Let’s talk a little bit about the kinds of technology platforms that the IGC uses. What kinds of genotyping or gene-expression tools are in the IGC’s arsenal?
Here’s how we’ve structured it: Being a member of the executive steering committee (comprising 10 undisclosed pharmaceutical companies) as a funding member … positions you to now help populate the scientific committee, the intellectual-property committee, and a patient-advocacy committee. The executive steering committee will see to the population of these sub-committees where we process and develop recommendations for the governing steering committee then to roll out its decisions. …
We will also have input from the host medical center, where we collect our tissue, we’ll have voices that will speak to us on the needs of the pharmaceutical industry. Some of them have strong interest in expression profiling database developed either on the same platform they’re using in-house, or they actually want to have a different platform.
We’re encountering a lot of interesting input into that decision-making process. We may end up using two platforms. So we’ll have a scientific-advisory sub-committee that will wrestle with those components. We’ll have a bioethics committee that makes sure that we managed out tissue-collection processing in ways that are compliant with regulations and ensure privacy while still giving the most value to the clinical annotation in the databases. …
There is also strong intent on the part of our members to collect not only the tumor tissue, but also to collect peripheral blood, serum samples, tissue adjacent to tumors, and that constellation of additional resources allows us to … develop very powerful collateral databases that will complement the expO.
We will have these resources in hand, and we are developing a management tool whereby we can get these tissues into other investigative programs … that would speak back to the initial database that we would create.
I think that the opportunity to use, for example, haplotype mapping or methylation technologies will give us fantastic insight into response predictors for therapy, or novel targets in unique population groups.
I really think we’re creating something very powerful here.
You’ve been in the hot seat now technically for about a month. What’s it like?
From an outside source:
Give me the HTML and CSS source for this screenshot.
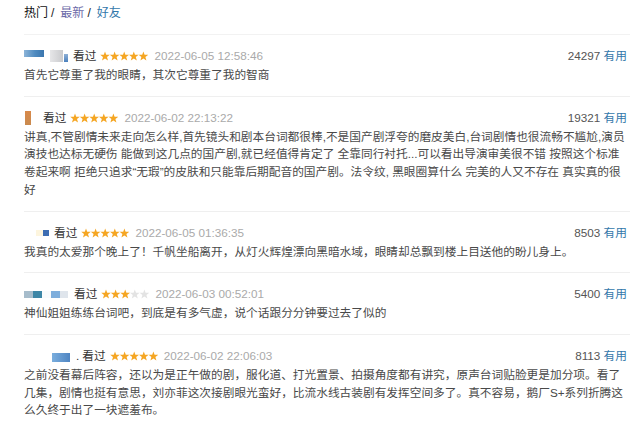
FILE: index.html
```html
<!DOCTYPE html>
<html lang="zh-CN">
<head>
<meta charset="utf-8">
<title>短评</title>
<link rel="stylesheet" href="styles.css">
</head>
<body>
<svg width="0" height="0" class="defs">
  <defs>
    <polygon id="star" points="5,0.4 6.2,3.7 9.8,3.8 7,6 8,9.6 5,7.5 2,9.6 3,6 0.2,3.8 3.8,3.7"/>
  </defs>
</svg>
<div class="page">
  <div class="tabs">
    <span class="tab-cur">热门</span><span class="tab-sep">/</span><a class="tab tab-visited">最新</a><span class="tab-sep">/</span><a class="tab">好友</a>
  </div>

  <div class="list">
    <div class="item">
      <div class="meta">
        <span class="user">
          <i class="blk b1a"></i><i class="blk b1b"></i><i class="blk b1c"></i>
        </span>
        <span class="status">看过</span>
        <svg class="stars" width="48" height="10" viewBox="0 0 48 10"><use href="#star" x="0" class="on"/><use href="#star" x="9.6" class="on"/><use href="#star" x="19.2" class="on"/><use href="#star" x="28.8" class="on"/><use href="#star" x="38.4" class="on"/></svg>
        <span class="time">2022-06-05 12:58:46</span>
        <span class="votes"><span class="num">24297</span> <a class="useful">有用</a></span>
      </div>
      <p class="text">首先它尊重了我的眼睛，其次它尊重了我的智商</p>
    </div>

    <div class="item">
      <div class="meta">
        <span class="user">
          <i class="blk b2a"></i>
        </span>
        <span class="status">看过</span>
        <svg class="stars" width="48" height="10" viewBox="0 0 48 10"><use href="#star" x="0" class="on"/><use href="#star" x="9.6" class="on"/><use href="#star" x="19.2" class="on"/><use href="#star" x="28.8" class="on"/><use href="#star" x="38.4" class="on"/></svg>
        <span class="time">2022-06-02 22:13:22</span>
        <span class="votes"><span class="num">19321</span> <a class="useful">有用</a></span>
      </div>
      <p class="text">讲真,不管剧情未来走向怎么样,首先镜头和剧本台词都很棒,不是国产剧浮夸的磨皮美白,台词剧情也很流畅不尴尬,演员演技也达标无硬伤 能做到这几点的国产剧,就已经值得肯定了 全靠同行衬托...可以看出导演审美很不错 按照这个标准卷起来啊 拒绝只追求“无瑕”的皮肤和只能靠后期配音的国产剧。法令纹, 黑眼圈算什么 完美的人又不存在 真实真的很好</p>
    </div>

    <div class="item">
      <div class="meta">
        <span class="user">
          <i class="blk b3a"></i><i class="blk b3b"></i>
        </span>
        <span class="status">看过</span>
        <svg class="stars" width="48" height="10" viewBox="0 0 48 10"><use href="#star" x="0" class="on"/><use href="#star" x="9.6" class="on"/><use href="#star" x="19.2" class="on"/><use href="#star" x="28.8" class="on"/><use href="#star" x="38.4" class="on"/></svg>
        <span class="time">2022-06-05 01:36:35</span>
        <span class="votes"><span class="num">8503</span> <a class="useful">有用</a></span>
      </div>
      <p class="text">我真的太爱那个晚上了！千帆坐船离开，从灯火辉煌漂向黑暗水域，眼睛却总飘到楼上目送他的盼儿身上。</p>
    </div>

    <div class="item">
      <div class="meta">
        <span class="user">
          <i class="blk b4a"></i><i class="blk b4b"></i><i class="blk b4c"></i><i class="blk b4d"></i><i class="blk b4e"></i>
        </span>
        <span class="status">看过</span>
        <svg class="stars" width="48" height="10" viewBox="0 0 48 10"><use href="#star" x="0" class="on"/><use href="#star" x="9.6" class="on"/><use href="#star" x="19.2" class="on"/><use href="#star" x="28.8" class="off"/><use href="#star" x="38.4" class="off"/></svg>
        <span class="time">2022-06-03 00:52:01</span>
        <span class="votes"><span class="num">5400</span> <a class="useful">有用</a></span>
      </div>
      <p class="text">神仙姐姐练练台词吧，到底是有多气虚，说个话跟分分钟要过去了似的</p>
    </div>

    <div class="item">
      <div class="meta">
        <span class="user">
          <i class="blk b5a"></i><span class="dot">.</span>
        </span>
        <span class="status">看过</span>
        <svg class="stars" width="48" height="10" viewBox="0 0 48 10"><use href="#star" x="0" class="on"/><use href="#star" x="9.6" class="on"/><use href="#star" x="19.2" class="on"/><use href="#star" x="28.8" class="on"/><use href="#star" x="38.4" class="on"/></svg>
        <span class="time">2022-06-02 22:06:03</span>
        <span class="votes"><span class="num">8113</span> <a class="useful">有用</a></span>
      </div>
      <p class="text">之前没看幕后阵容，还以为是正午做的剧，服化道、打光置景、拍摄角度都有讲究，原声台词贴脸更是加分项。看了几集，剧情也挺有意思，刘亦菲这次接剧眼光蛮好，比流水线古装剧有发挥空间多了。真不容易，鹅厂S+系列折腾这么久终于出了一块遮羞布。</p>
    </div>
  </div>
</div>
</body>
</html>
```

FILE: styles.css
```css
html, body {
  margin: 0;
  padding: 0;
  background: #ffffff;
}

body {
  font-family: "Liberation Sans", "Noto Sans CJK SC", sans-serif;
  font-size: 11.7px;
  color: #494949;
  overflow: hidden;
}

.defs {
  position: absolute;
  width: 0;
  height: 0;
}

.page {
  padding-left: 24px;
  width: 606px;
}

.tabs {
  padding-top: 4px;
  padding-bottom: 12px;
  line-height: 18px;
  font-size: 12px;
  border-bottom: 1px solid #f2f2f2;
}

.tab-cur {
  color: #111;
}

.tab-sep {
  color: #222;
  margin: 0 6px 0 3px;
}

.tab {
  color: #3377aa;
  text-decoration: none;
}

.tab-visited {
  color: #6b6aa8;
}

.item {
  padding: 12px 0 12px;
  border-bottom: 1px solid #efefef;
}

.meta {
  display: flex;
  align-items: center;
  height: 18px;
  line-height: 18px;
  padding-right: 3px;
}

.user {
  display: inline-flex;
  align-items: center;
}

.blk {
  display: inline-block;
}

.b1a {
  width: 20px;
  height: 7px;
  margin-top: -5px;
  background: linear-gradient(90deg, #8cb4d8 0%, #4f8bc0 55%, #3a76ae 100%);
}

.b1b {
  width: 13px;
  height: 12px;
  margin-left: 6px;
  background: linear-gradient(90deg, #e6e6e8, #c9cacd);
}

.b1c {
  width: 4px;
  height: 8px;
  margin-top: 3px;
  margin-left: 1px;
  background: linear-gradient(180deg, #8fb0d6, #4a80bd);
}

.b2a {
  width: 6px;
  height: 14px;
  margin-left: 1px;
  background: linear-gradient(180deg, #d8894a, #c98a4e);
}

.b3a {
  width: 7px;
  height: 6px;
  margin-left: 12px;
  background: #fdf5de;
}

.b3b {
  width: 6px;
  height: 6px;
  background: #3d6db2;
}

.b4a {
  width: 9px;
  height: 7px;
  background: #a6bccb;
}

.b4b {
  width: 9px;
  height: 7px;
  background: #3d86a6;
}

.b4c {
  width: 9px;
  height: 7px;
  background: #fafbfc;
}

.b4d {
  width: 9px;
  height: 7px;
  background: #7eaedc;
}

.b4e {
  width: 8px;
  height: 7px;
  background: #dfe5ec;
}

.b5a {
  width: 18px;
  height: 9px;
  margin-left: 28px;
  margin-top: 3px;
  background: linear-gradient(90deg, #7aaede, #4f85c2);
}

.dot {
  color: #333;
  margin-left: 6px;
}

.status {
  color: #333;
  margin-left: 5px;
}

.item:nth-child(2) .status {
  margin-left: 12px;
}

.item:nth-child(4) .status {
  margin-left: 6px;
}

.item:nth-child(5) .status {
  margin-left: 3px;
}

.stars {
  display: block;
  margin-left: 4px;
  flex: none;
}

.stars .on {
  fill: #f5a623;
}

.stars .off {
  fill: #e3e3e3;
}

.time {
  color: #aaaaaa;
  margin-left: 6px;
}

.votes {
  margin-left: auto;
  color: #555;
}

.useful {
  color: #3377aa;
  text-decoration: none;
}

.text {
  margin: 1px 0 0;
  padding-right: 3px;
  line-height: 17.7px;
  color: #494949;
}
```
What are some of the challenges you have that you may not have foreseen a month ago?
We’re doing the right thing for the right reason. … There is also the challenge of communicating the story to the press, to one of the funding members, to someone with the … National Cancer Society, or these various cancer foundations that are interested in hearing about our project.
I like that challenge. But it is a challenge because they have different expectations about what it is we’ll deliver.
Where do you think the IGC will be in one year? In five years?
In one year we will be one-third of the way through the way of our expression project for oncology, and we will be releasing into the public domain the first iteration of selected subsets of the tumor specimens that have been profiled. …
We will moving into our second disease tissue-collection phase, so we will be moving into maybe multiple sclerosis or cardiovascular disease.
Also, one year from now we’ll be nine months from moving across the street into our permanent research building in downtown Phoenix, two blocks from Bank One Ballpark, which is the home of the [baseball team] Arizona Diamondbacks.
In five years, I think the consortium will move from having developed expression-profile database to serving as a broker for correlative studies that we can help to create or manage other databases that speak back into these expression-profile paradigms of human disease, and finding better diagnostic and prognostic markers.
Where we really want to go is into therapeutic targets. As those databases get mined and linked, we envision catalyzing great discoveries in human disease.